IIRC it’s like a half or a third of the population that cheats, when research has been conducted. So, it’s normal in the sense of common. But, like others have said, your reunion people sound like were trying to convince themselves it’s normal in the sense of acceptable. And anecdotally it does tend to be the same people over and over again.
Polyamoury is also getting mentioned, but that’s a different thing, and poly people are a couple percent of the population at most with far fewer actually living the lifestyle.
IIRC it’s like a half or a third of the population that cheats,
That’s always what I have estimated the percentage of assholes or bad people from personal sampling throughout my life.
I’d actually go way higher. The ones that seem nice are the easiest to externally pressure into doing bad things, which counts as being a bad person.
What does it mean to do a bad thing? (I don’t belive in good/bad people, so I’m curious on how you construct that worldview)
Cheating is definitely in the minority of my social circle. I know of 2 amongst 100. At least people who were shameless enough to be admitting it.
That said, I do have maybe 5 open relationships in my friend group? I don’t usually ask, so maybe 10 total. My wife and I are monogamous. If you’re not, whatever, you do you. It isn’t a religious thing, it’s just how we roll.
But good lord at least talk about it, agree on it and stick with it. If you don’t then you’re a dick.
All said and done, the concept that people should be monogamous isn’t natural. Look at the animal kingdom. It’s pretty rare.
Some people just don’t fit that mold. But society tends to look down on them. So for some, bucking the system is probably a source of joy and achievement that they want to share. For the listeners, humans often go along with things to avoid awkward interactions. Then go home later and say to someone, “I can’t believe she just said that.”It’s not the standard approach, but there’s definitely examples. The trick being that swans have secret affairs fairly frequently as well.

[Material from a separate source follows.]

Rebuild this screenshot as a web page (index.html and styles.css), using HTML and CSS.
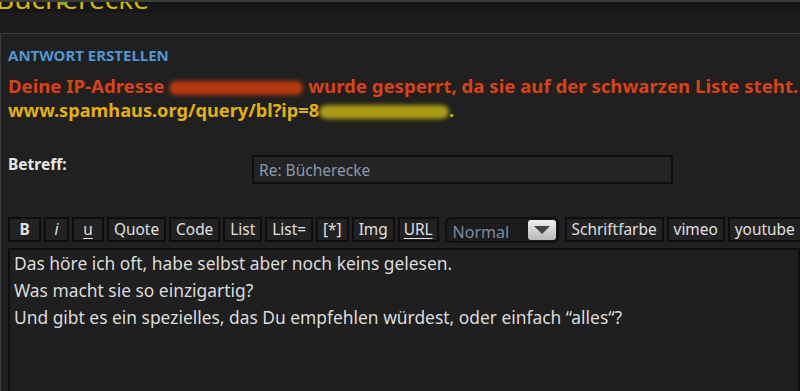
FILE: index.html
```html
<!DOCTYPE html>
<html lang="de">
<head>
    <meta charset="UTF-8">
    <meta name="viewport" content="width=device-width, initial-scale=1.0">
    <title>Antwort erstellen</title>
    <link rel="stylesheet" href="styles.css">
</head>
<body>
    <div class="site-head">
        <span class="head-icon"></span>
        <h1 class="forum-title">Bücherecke</h1>
    </div>

    <div class="panel">
        <h2 class="panel-title">ANTWORT ERSTELLEN</h2>
        <p class="error-line">Deine IP-Adresse <span class="smudge smudge-red"></span> wurde gesperrt, da sie auf der schwarzen Liste steht.</p>
        <p class="link-line">www.spamhaus.org/query/bl?ip=8<span class="smudge smudge-yellow"></span>.</p>

        <div class="subject-row">
            <label class="subject-label" for="subject">Betreff:</label>
            <input class="subject-input" id="subject" type="text" value="Re: Bücherecke">
        </div>

        <div class="toolbar">
            <button class="tb-btn tb-bold">B</button>
            <button class="tb-btn tb-italic">i</button>
            <button class="tb-btn tb-under">u</button>
            <button class="tb-btn">Quote</button>
            <button class="tb-btn">Code</button>
            <button class="tb-btn">List</button>
            <button class="tb-btn">List=</button>
            <button class="tb-btn">[*]</button>
            <button class="tb-btn">Img</button>
            <button class="tb-btn tb-url">URL</button>
            <div class="tb-select">
                <span class="tb-select-value">Normal</span>
                <span class="tb-select-arrow">
                    <svg width="16" height="8" viewBox="0 0 16 8"><path d="M0 0H16L8 8Z" fill="#444"/></svg>
                </span>
            </div>
            <button class="tb-btn">Schriftfarbe</button>
            <button class="tb-btn">vimeo</button>
            <button class="tb-btn">youtube</button>
        </div>

        <div class="message">Das höre ich oft, habe selbst aber noch keins gelesen.
Was macht sie so einzigartig?
Und gibt es ein spezielles, das Du empfehlen würdest, oder einfach “alles“?</div>
    </div>
</body>
</html>
```

FILE: styles.css
```css
* {
    margin: 0;
    padding: 0;
    box-sizing: border-box;
}

body {
    font-family: 'Noto Sans', 'Open Sans', sans-serif;
    background-color: #1c1c1c;
    color: #dddddd;
    overflow: hidden;
}

.site-head {
    height: 33px;
    border-top: 2px solid #3c3c3c;
    background: linear-gradient(#161616 0, #161616 10px, #1c1c1c 11px);
    position: relative;
    overflow: hidden;
}

.forum-title {
    font-size: 28px;
    font-weight: 400;
    color: #d4b800;
    line-height: 1;
    margin-top: -18px;
    margin-left: -4px;
}

.head-icon {
    position: absolute;
    left: 58px;
    top: -6px;
    width: 10px;
    height: 9px;
    border-radius: 50%;
    background: #7fb21e;
}

.panel {
    border-top: 1px solid #3a3a3a;
    border-left: 1px solid #3a3a3a;
    background-color: #202020;
    padding: 12px 0 0 7px;
    min-height: 358px;
}

.panel-title {
    font-size: 15px;
    font-weight: 700;
    color: #4f97d0;
    line-height: 18px;
}

.error-line,
.link-line {
    font-size: 18.2px;
    font-weight: 700;
    line-height: 24px;
    white-space: nowrap;
}

.error-line {
    color: #dc4210;
    font-size: 18.6px;
    margin-top: 10px;
}

.link-line {
    color: #e2b10c;
}

.smudge {
    display: inline-block;
    vertical-align: middle;
    height: 14px;
    border-radius: 7px;
    filter: blur(2px);
}

.smudge-red {
    width: 134px;
    background: #b8360c;
}

.smudge-yellow {
    width: 130px;
    background: #a89a10;
}

.subject-row {
    display: flex;
    align-items: flex-start;
    margin-top: 31px;
}

.subject-label {
    width: 244px;
    font-size: 15.5px;
    font-weight: 700;
    color: #e6e6e6;
}

.subject-input {
    width: 421px;
    height: 29px;
    margin-top: 2px;
    border: 2px solid #0f0f0f;
    background: #242424;
    color: #8b9ab0;
    font-family: inherit;
    font-size: 15.5px;
    padding: 0 5px;
    outline: none;
}

.toolbar {
    display: flex;
    gap: 3px;
    margin-top: 33px;
    white-space: nowrap;
}

.tb-btn {
    flex: none;
    height: 25px;
    border: 2px solid #0e0e0e;
    background: #222222;
    color: #e0e0e0;
    font-family: inherit;
    font-size: 15.4px;
    line-height: 21px;
    padding: 0 5px;
}

.tb-bold {
    width: 33px;
    font-weight: 700;
}

.tb-italic {
    width: 25px;
    font-style: italic;
}

.tb-under {
    width: 32px;
    text-decoration: underline;
    text-underline-offset: 3px;
}

.tb-url {
    padding: 0 4px;
    text-decoration: underline;
    text-underline-offset: 3px;
}

.tb-select {
    flex: none;
    display: flex;
    align-items: center;
    justify-content: space-between;
    width: 114px;
    height: 26px;
    border: 2px solid #0e0e0e;
    border-radius: 6px;
    background: #1c1c1c;
    padding: 0 1px 0 6px;
    margin: 0 3px 0 3px;
}

.tb-select-value {
    color: #7d8ca2;
    font-size: 16px;
    padding-top: 3px;
}

.tb-select-arrow {
    display: flex;
    align-items: center;
    justify-content: center;
    width: 28px;
    height: 20px;
    border-radius: 3px;
    background: linear-gradient(#f0f0f0, #b8b8b8);
}

.message {
    margin-top: 5px;
    height: 160px;
    border: 2px solid #0e0e0e;
    background: #1f1f1f;
    color: #dcdcdc;
    font-size: 17.4px;
    line-height: 27px;
    padding: 0 4px;
    white-space: pre-line;
}
```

That being said, it sounds like you’re talking about being poly, and as far as I can tell most philanderers just aren’t. They cheat but don’t want to be cheated on.

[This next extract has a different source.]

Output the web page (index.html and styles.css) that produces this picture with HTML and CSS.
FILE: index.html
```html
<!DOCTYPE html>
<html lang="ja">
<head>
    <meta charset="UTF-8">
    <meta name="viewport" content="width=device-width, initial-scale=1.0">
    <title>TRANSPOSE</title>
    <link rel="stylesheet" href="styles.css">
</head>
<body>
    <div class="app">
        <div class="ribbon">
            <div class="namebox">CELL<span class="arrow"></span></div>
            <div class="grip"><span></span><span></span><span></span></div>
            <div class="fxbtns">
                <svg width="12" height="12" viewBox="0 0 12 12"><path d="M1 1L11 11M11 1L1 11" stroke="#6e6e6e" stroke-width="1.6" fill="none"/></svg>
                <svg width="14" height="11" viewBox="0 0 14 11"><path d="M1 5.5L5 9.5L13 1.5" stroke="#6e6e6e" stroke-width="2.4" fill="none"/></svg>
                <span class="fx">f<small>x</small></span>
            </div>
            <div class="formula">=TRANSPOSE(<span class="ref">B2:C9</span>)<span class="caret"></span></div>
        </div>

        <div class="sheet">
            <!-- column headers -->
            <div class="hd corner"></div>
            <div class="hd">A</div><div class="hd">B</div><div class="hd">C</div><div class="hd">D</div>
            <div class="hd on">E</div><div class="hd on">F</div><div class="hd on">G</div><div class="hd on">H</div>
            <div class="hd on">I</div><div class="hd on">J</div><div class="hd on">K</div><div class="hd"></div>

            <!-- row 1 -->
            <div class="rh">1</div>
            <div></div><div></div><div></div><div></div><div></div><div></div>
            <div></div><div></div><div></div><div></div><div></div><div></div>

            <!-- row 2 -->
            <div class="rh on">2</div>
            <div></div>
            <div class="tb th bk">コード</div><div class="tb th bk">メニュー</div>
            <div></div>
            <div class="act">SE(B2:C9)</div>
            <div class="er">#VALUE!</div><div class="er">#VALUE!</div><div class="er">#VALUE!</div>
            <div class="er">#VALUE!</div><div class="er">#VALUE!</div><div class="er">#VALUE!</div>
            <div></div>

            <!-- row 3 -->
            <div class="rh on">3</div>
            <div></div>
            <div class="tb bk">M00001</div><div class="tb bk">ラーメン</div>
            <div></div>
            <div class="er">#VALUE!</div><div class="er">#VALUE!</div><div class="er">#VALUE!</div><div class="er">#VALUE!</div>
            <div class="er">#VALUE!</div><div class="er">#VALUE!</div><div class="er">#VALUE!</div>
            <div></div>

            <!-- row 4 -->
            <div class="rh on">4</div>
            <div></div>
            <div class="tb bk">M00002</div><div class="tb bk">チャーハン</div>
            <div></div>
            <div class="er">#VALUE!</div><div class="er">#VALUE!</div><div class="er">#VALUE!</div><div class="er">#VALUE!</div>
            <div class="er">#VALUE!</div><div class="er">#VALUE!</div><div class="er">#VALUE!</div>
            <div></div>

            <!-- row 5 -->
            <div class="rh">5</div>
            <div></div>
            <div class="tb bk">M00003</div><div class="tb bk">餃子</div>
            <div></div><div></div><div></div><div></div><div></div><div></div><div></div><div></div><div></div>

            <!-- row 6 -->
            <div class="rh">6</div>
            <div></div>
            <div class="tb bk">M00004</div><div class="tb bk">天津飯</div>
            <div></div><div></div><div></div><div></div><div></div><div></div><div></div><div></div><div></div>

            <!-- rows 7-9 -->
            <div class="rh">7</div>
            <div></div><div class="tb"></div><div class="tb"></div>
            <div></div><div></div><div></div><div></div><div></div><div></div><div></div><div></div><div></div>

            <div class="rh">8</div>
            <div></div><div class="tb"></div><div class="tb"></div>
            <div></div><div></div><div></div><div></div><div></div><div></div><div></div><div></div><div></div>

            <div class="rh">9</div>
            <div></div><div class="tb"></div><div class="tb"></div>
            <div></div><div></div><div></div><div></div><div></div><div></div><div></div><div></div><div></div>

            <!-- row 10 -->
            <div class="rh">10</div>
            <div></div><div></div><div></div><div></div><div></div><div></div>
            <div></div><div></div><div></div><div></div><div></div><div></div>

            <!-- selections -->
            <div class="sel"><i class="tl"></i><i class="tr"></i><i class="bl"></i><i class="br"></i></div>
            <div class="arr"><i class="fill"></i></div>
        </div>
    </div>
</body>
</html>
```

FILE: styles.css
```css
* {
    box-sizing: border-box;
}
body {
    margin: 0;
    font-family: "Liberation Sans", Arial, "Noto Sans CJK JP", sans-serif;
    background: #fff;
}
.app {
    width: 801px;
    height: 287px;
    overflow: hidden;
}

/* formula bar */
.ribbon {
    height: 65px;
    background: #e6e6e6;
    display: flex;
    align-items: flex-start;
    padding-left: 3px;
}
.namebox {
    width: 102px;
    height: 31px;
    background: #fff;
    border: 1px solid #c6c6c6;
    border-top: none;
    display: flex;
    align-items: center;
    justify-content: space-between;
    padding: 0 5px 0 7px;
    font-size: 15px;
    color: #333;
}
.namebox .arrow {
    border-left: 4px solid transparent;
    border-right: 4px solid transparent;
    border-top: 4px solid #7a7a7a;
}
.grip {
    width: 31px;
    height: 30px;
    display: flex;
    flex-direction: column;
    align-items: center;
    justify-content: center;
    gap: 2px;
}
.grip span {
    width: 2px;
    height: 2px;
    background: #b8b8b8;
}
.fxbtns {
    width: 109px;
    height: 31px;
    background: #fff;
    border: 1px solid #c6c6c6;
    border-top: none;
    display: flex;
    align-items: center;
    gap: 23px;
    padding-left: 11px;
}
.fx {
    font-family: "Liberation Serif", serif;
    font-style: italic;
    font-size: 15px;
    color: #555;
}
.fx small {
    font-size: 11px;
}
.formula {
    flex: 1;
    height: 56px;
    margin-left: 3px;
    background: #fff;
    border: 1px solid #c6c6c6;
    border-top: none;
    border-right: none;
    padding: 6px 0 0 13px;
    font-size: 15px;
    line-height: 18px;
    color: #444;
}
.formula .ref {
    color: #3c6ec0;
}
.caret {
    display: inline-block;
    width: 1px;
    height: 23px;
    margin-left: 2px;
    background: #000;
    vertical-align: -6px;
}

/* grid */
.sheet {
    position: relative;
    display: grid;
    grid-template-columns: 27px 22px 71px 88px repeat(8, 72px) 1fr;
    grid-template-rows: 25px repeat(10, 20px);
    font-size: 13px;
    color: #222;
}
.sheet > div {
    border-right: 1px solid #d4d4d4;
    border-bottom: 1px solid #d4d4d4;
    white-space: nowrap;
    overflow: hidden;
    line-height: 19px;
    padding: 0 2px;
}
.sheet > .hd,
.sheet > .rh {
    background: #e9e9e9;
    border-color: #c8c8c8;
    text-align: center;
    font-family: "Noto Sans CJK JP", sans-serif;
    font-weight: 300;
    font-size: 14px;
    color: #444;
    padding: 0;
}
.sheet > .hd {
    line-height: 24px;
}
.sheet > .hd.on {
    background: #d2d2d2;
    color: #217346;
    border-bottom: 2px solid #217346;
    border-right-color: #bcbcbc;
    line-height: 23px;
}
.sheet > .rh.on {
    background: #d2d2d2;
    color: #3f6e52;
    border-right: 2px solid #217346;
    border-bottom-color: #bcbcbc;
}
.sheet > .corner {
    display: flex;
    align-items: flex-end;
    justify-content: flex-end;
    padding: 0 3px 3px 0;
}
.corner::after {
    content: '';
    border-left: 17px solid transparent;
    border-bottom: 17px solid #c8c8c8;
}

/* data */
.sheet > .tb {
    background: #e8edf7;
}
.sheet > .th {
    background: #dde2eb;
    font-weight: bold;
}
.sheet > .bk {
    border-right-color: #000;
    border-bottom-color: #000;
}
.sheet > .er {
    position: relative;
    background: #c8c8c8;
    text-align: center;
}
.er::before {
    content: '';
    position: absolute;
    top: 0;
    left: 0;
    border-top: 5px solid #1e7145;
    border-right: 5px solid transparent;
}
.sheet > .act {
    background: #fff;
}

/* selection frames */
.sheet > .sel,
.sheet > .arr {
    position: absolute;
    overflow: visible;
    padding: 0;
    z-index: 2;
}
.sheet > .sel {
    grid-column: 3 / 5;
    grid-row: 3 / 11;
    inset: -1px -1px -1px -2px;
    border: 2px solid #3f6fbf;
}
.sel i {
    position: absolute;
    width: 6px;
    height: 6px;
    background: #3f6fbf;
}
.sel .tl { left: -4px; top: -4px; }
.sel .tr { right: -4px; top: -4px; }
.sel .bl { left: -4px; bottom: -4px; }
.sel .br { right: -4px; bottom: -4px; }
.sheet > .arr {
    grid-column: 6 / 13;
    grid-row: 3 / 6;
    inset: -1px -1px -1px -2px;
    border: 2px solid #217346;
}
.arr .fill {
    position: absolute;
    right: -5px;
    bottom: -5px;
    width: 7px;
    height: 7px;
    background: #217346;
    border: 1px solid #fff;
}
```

I’ve seen a lot of cheating. So I suppose it’s common. Not the norm, but common.
In the end it all just boils down to people not being really good on general.
I guess this means that cheaters are more inclined to go to school reunions.
Seriously, I think that fits. Many people (not all) cheat because they are unfulfilled in life. And the same cohort also might go to class reunions for the same reason… to try to find fulfillment.
The “infidelities are always there” part sounds like a cope. I’m not a great authority on relationships or marriage as I’ve mostly opted for single life but I have spent a lot of time around the various aspects of substance abuse and the way you describe this discussion sounds eerily similar to people with substance-use issues saying “everybody drinks” or “everybody uses drug x.” It might be true of the people they surround themselves with but it’s not representative of the broader population as a whole…
-On a seperate note you’re really making me want to attend my 20th reunion next year. /s
-Lastly I just want to clarify that i’m interpreting the term “cheating” to being different than a poly/open-relationship. As I understand there’s an element of deception or lack of communication when it comes to “cheating.”
I can’t answer as to frequency, but I can say that recently a woman I know slightly cheated on her husband of 20 plus years, and the reason I know this is because he hired a private investigator and put the video of her kissing the other dude on Facebook. Apparently he did not include the video of them having sex but it exists. That seems like a really heinous thing for him to do, but if you know this family they’re actually really well raised good members of the community, and he’s clearly extremely hurt, stating that the depth of her lies to him was unreal. This woman’s mother is a saint walking upon the earth, without a shadow of a doubt, and her daughter was what seemed to be a very ethical well brought up mother herself raised in the Christian faith (not the conservative kind but the really decent person kind), so this was all a big shock. Apparently she was just lying to everyone, including her saint of a mother, all along. Her husband asked her to stop the affair (which was with some guy she had known for years) until they separated houses, but she kept on and kept on lying about it until she was caught on tape.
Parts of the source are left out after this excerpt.